Aptly enough, the film section of the festival has utilized the Texas grackle — in a scarily animated cartoon form — as a recurring character for their stern interstitial pronouncements just before a movie-screening begins. It might even make phone-using offenders in the auditoriums fear for their life. One especially vicious cartoon bird dives down and rips out a talkative moviegoer’s tongue.
Real-life grackles are in fact rarely seen inside the festival venues, which fill the cavernous Austin Convention Center and overflow throughout the town’s many theaters, bars and hotel function rooms. Indeed there was nary a discordant note to be heard in any of the sessions I attended.
More’s the pity. I could have really done with the occasional intrusive, contrary squawk.
THE ‘INTERACTIVE’ DIVISION of SXSW — to use the branded acronym — played host (via remote link-ups, inevitably) to three prominent leakers: Edward Snowden (pictured below left) currently of Moscow, Julian Assange currently of the Ecuadorean Embassy in London, and Glenn Greenwald currently billed as still of The Guardian — though now going independent with The Intercept. (And incidentally Greenwald was contributing from Rio de Janeiro, but he had to leave his actual home there, to transmit from a big-city hotel where the internet connection was better.)
All three took part in Q & A sessions with SXSW attendees… but for all the controversy stirred up outside the festival — at least about having the two fugitives in the lineup — the mood inside was entirely that of visiting preachers addressing the choir.
One side-observation: It was intriguing to see Assange so strongly out-wattaged in appeal and in effect among this geeky audience… his 15 months of fame do seem to have expired a while ago. (Assange wasn’t helped by his Skype connection being iffy, compared with the Google Hangout technology that worked so well for Snowden, not to mention the ex-NSA contractor’s canny on-camera positioning, with the “We the People” opening to the U.S. Constitution’s preamble serving as his backdrop.)
By way of some contrast, a SXSW regular, danah boyd — the perpetually lower-cased internet sociologist (pictured below, right) — gratifyingly offered some actually challenging propositions. Her new book It’s Complicated: The Social Lives of Networked Teens (from Yale University Press) argues on the basis of nearly a decade’s worth of field research that — contrary to a still widespread shibboleth among parents and the media who want to frighten them — internet use is quite simply not harmful to teenagers. Indeed, it actually functions as a valuable antidote to the many deplorable late 20th century developments that have seriously cramped and stunted life for teenagers in America and other western industrialized societies.

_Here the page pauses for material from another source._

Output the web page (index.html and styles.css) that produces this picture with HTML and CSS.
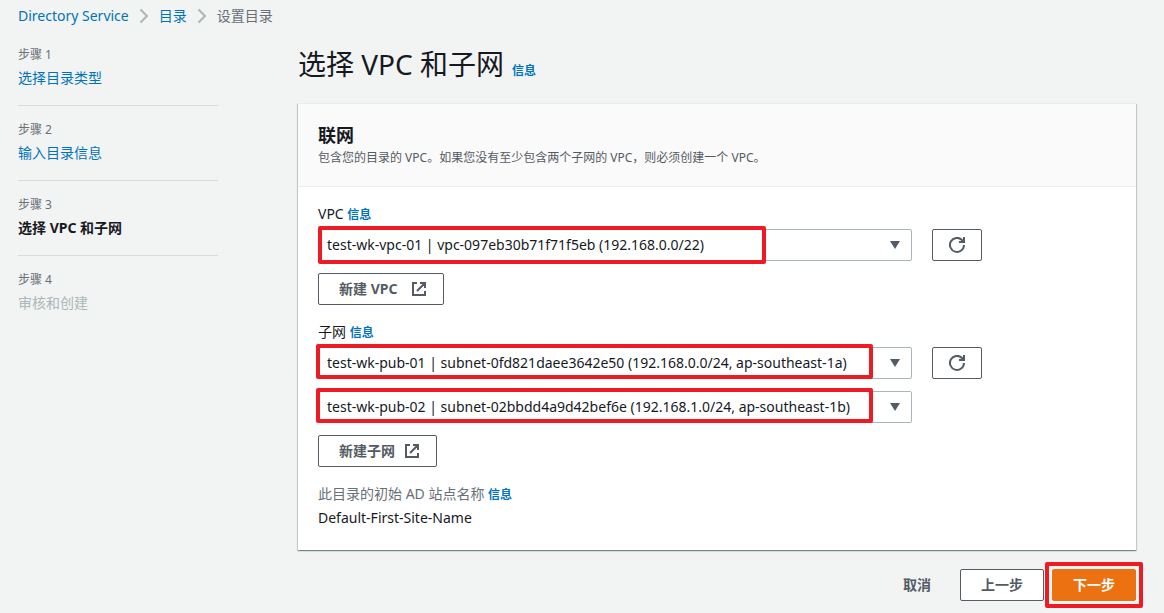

As you might expect, in the SXSW context — addressing a crowded session — boyd seemed pretty much to be preaching to the choir with her theme. But it was instructive to accompany her as she carried her message well outside the festival. (She’s a relative of mine, I will add whenever I write about her work, in the interest of full disclosure.)
At BookPeople, Austin’s leading — and simply magnificent — independent bookstore, boyd encountered the same somewhat awestruck reaction as she’s met elsewhere in her bookstore tour from Charlottesville to New York to Seattle. And it was a decidedly different response from her experience at “South By” (to now use its habitués’ familiar, almost familial diminutive.)
Her bookstore audiences, which of course proportionately contain many more parents and grandparents than ever get to attend internet festivals and conferences, are typically astonished to learn what’s really going on in teenagers’ busy communication with each other online. Some (and tantalizingly only some) of American youngsters’ cryptic verbal and visual references get decoded by boyd, and more importantly some parental worries – about the “dangers” lying in wait online for their young charges… about “internet addiction” running rampant… and so on – get, if not laid to rest, then at least ascribed realistically to more appropriate sources and causes.
As boyd says,
Rather than resisting technology or fearing what might happen if youth embrace social media, adults should help youth develop the skills and perspective to productively navigate the complications…
And some of us older folk, still perhaps reflexively viewing with disdain young people’s abundant use of online social networks, should take note of this endorsement of boyd’s book. Longtime charity worker in both the U.S. and UK, Stephen Balkam says: “Astute, provocative and hopeful, this is a must-read treatise on teens and their digital lives.” And Balkam happens to be the founder of the Family Online Safety Institute.